Read the data and repeat it in full, exactly.

◆ Material for this task
---
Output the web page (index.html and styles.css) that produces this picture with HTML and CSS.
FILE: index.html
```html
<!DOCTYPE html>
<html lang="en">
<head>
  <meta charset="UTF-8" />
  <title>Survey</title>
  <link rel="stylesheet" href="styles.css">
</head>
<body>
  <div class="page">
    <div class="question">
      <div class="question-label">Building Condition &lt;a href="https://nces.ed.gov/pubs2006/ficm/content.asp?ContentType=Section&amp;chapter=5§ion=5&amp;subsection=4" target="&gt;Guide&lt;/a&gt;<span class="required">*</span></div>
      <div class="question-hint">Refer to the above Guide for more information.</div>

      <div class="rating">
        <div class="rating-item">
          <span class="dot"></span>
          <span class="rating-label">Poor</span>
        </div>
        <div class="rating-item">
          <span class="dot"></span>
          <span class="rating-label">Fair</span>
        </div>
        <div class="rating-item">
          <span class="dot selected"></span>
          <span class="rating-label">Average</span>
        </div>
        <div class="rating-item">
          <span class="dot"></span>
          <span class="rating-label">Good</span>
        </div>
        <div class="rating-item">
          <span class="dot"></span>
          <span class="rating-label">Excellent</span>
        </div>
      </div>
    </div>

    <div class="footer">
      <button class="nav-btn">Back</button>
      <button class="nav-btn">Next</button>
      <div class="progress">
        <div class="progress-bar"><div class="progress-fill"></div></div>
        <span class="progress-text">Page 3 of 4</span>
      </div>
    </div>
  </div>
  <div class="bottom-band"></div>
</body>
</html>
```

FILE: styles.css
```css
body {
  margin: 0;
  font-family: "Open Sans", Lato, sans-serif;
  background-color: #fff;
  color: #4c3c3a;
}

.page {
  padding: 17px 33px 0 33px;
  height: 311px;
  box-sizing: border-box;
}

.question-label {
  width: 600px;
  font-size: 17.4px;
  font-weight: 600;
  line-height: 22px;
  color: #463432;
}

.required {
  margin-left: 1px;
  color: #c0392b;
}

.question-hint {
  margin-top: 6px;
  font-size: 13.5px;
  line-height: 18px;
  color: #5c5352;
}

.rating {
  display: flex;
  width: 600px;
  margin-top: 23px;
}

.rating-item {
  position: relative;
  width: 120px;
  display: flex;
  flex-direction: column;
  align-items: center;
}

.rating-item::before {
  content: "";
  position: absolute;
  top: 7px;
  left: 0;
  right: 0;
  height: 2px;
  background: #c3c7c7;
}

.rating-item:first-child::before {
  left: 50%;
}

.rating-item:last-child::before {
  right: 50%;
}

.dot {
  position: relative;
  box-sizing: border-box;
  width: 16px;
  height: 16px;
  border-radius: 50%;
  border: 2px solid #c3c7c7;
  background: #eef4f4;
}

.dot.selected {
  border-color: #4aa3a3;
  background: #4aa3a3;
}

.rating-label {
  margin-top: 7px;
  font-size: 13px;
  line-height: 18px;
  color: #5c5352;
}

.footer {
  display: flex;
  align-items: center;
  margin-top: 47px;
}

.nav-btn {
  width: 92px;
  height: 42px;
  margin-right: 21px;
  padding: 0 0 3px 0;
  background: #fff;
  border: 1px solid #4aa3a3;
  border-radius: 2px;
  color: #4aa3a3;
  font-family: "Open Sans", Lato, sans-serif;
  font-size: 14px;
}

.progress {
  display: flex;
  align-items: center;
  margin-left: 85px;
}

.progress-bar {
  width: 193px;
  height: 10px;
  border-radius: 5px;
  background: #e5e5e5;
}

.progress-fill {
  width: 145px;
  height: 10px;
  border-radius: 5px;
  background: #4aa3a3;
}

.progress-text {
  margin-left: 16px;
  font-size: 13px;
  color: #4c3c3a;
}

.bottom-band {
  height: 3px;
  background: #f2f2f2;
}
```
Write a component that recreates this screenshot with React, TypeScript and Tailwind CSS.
---
◆ Completed exercise
Output the web page (index.html and styles.css) that produces this picture with HTML and CSS.
FILE: index.html
```html
<!DOCTYPE html>
<html lang="en">
<head>
  <meta charset="UTF-8" />
  <title>Survey</title>
  <link rel="stylesheet" href="styles.css">
</head>
<body>
  <div class="page">
    <div class="question">
      <div class="question-label">Building Condition &lt;a href="https://nces.ed.gov/pubs2006/ficm/content.asp?ContentType=Section&amp;chapter=5§ion=5&amp;subsection=4" target="&gt;Guide&lt;/a&gt;<span class="required">*</span></div>
      <div class="question-hint">Refer to the above Guide for more information.</div>

      <div class="rating">
        <div class="rating-item">
          <span class="dot"></span>
          <span class="rating-label">Poor</span>
        </div>
        <div class="rating-item">
          <span class="dot"></span>
          <span class="rating-label">Fair</span>
        </div>
        <div class="rating-item">
          <span class="dot selected"></span>
          <span class="rating-label">Average</span>
        </div>
        <div class="rating-item">
          <span class="dot"></span>
          <span class="rating-label">Good</span>
        </div>
        <div class="rating-item">
          <span class="dot"></span>
          <span class="rating-label">Excellent</span>
        </div>
      </div>
    </div>

    <div class="footer">
      <button class="nav-btn">Back</button>
      <button class="nav-btn">Next</button>
      <div class="progress">
        <div class="progress-bar"><div class="progress-fill"></div></div>
        <span class="progress-text">Page 3 of 4</span>
      </div>
    </div>
  </div>
  <div class="bottom-band"></div>
</body>
</html>
```

FILE: styles.css
```css
body {
  margin: 0;
  font-family: "Open Sans", Lato, sans-serif;
  background-color: #fff;
  color: #4c3c3a;
}

.page {
  padding: 17px 33px 0 33px;
  height: 311px;
  box-sizing: border-box;
}

.question-label {
  width: 600px;
  font-size: 17.4px;
  font-weight: 600;
  line-height: 22px;
  color: #463432;
}

.required {
  margin-left: 1px;
  color: #c0392b;
}

.question-hint {
  margin-top: 6px;
  font-size: 13.5px;
  line-height: 18px;
  color: #5c5352;
}

.rating {
  display: flex;
  width: 600px;
  margin-top: 23px;
}

.rating-item {
  position: relative;
  width: 120px;
  display: flex;
  flex-direction: column;
  align-items: center;
}

.rating-item::before {
  content: "";
  position: absolute;
  top: 7px;
  left: 0;
  right: 0;
  height: 2px;
  background: #c3c7c7;
}

.rating-item:first-child::before {
  left: 50%;
}

.rating-item:last-child::before {
  right: 50%;
}

.dot {
  position: relative;
  box-sizing: border-box;
  width: 16px;
  height: 16px;
  border-radius: 50%;
  border: 2px solid #c3c7c7;
  background: #eef4f4;
}

.dot.selected {
  border-color: #4aa3a3;
  background: #4aa3a3;
}

.rating-label {
  margin-top: 7px;
  font-size: 13px;
  line-height: 18px;
  color: #5c5352;
}

.footer {
  display: flex;
  align-items: center;
  margin-top: 47px;
}

.nav-btn {
  width: 92px;
  height: 42px;
  margin-right: 21px;
  padding: 0 0 3px 0;
  background: #fff;
  border: 1px solid #4aa3a3;
  border-radius: 2px;
  color: #4aa3a3;
  font-family: "Open Sans", Lato, sans-serif;
  font-size: 14px;
}

.progress {
  display: flex;
  align-items: center;
  margin-left: 85px;
}

.progress-bar {
  width: 193px;
  height: 10px;
  border-radius: 5px;
  background: #e5e5e5;
}

.progress-fill {
  width: 145px;
  height: 10px;
  border-radius: 5px;
  background: #4aa3a3;
}

.progress-text {
  margin-left: 16px;
  font-size: 13px;
  color: #4c3c3a;
}

.bottom-band {
  height: 3px;
  background: #f2f2f2;
}
```
Write a component that recreates this screenshot with React, TypeScript and Tailwind CSS.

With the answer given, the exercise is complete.